Kirkeby's paintings are not about nature — if nature is thought of as a realm apart from human activity and ingenuity. It's more accurate to think of his quietly magisterial works as being about natural processes — gradual developments and snail-paced transformations that animals (including humans) are mixed up in. Architectural structures, and what could be roads or ancient stone walls, bring cultural activity into his abstract pictures, where artifice plays an essential role.

Each of Kirkeby's sensual images is as much a picture of the natural landscape as it is a jumbled deposit of painterly techniques and procedures. Their palette rarely strays from verdant greens, earthy browns and sky blues.

Some pictures seem to be visual encyclopedias of the ways paint can be applied: thick, thin, watery translucent and dry brushed. There are linear silhouettes, impenetrable clumps, crashing cascades of color, atmospheric expanses and flicks of pigment no bigger than a grain of sand.

Most resemble several paintings superimposed atop one another. These include conventional landscapes as well as views that recall topographic maps and geological diagrams that reveal layers of bedrock and beyond. Imagine what Paul Cézanne might have painted if he had lived in the digital world.
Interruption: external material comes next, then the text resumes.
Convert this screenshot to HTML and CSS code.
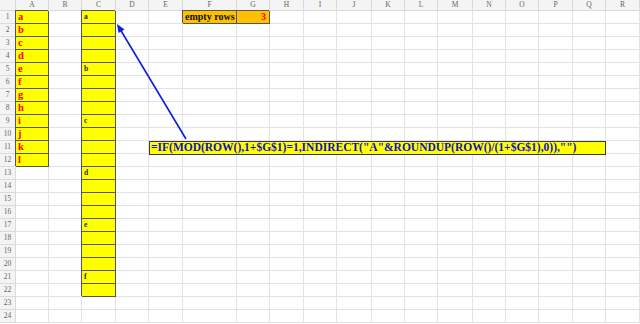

Using nothing but paint, Kirkeby plays the Frenchman's jittery, faceted landscapes against the look of digitally transmitted imagery, marshaling both to survey a slow view of the big picture. This is only the second solo show in Los Angeles for the 66-year-old painter, who was born in Copenhagen and lives just outside the city. (His first was eight years ago.) It's not to be missed, especially at this pace.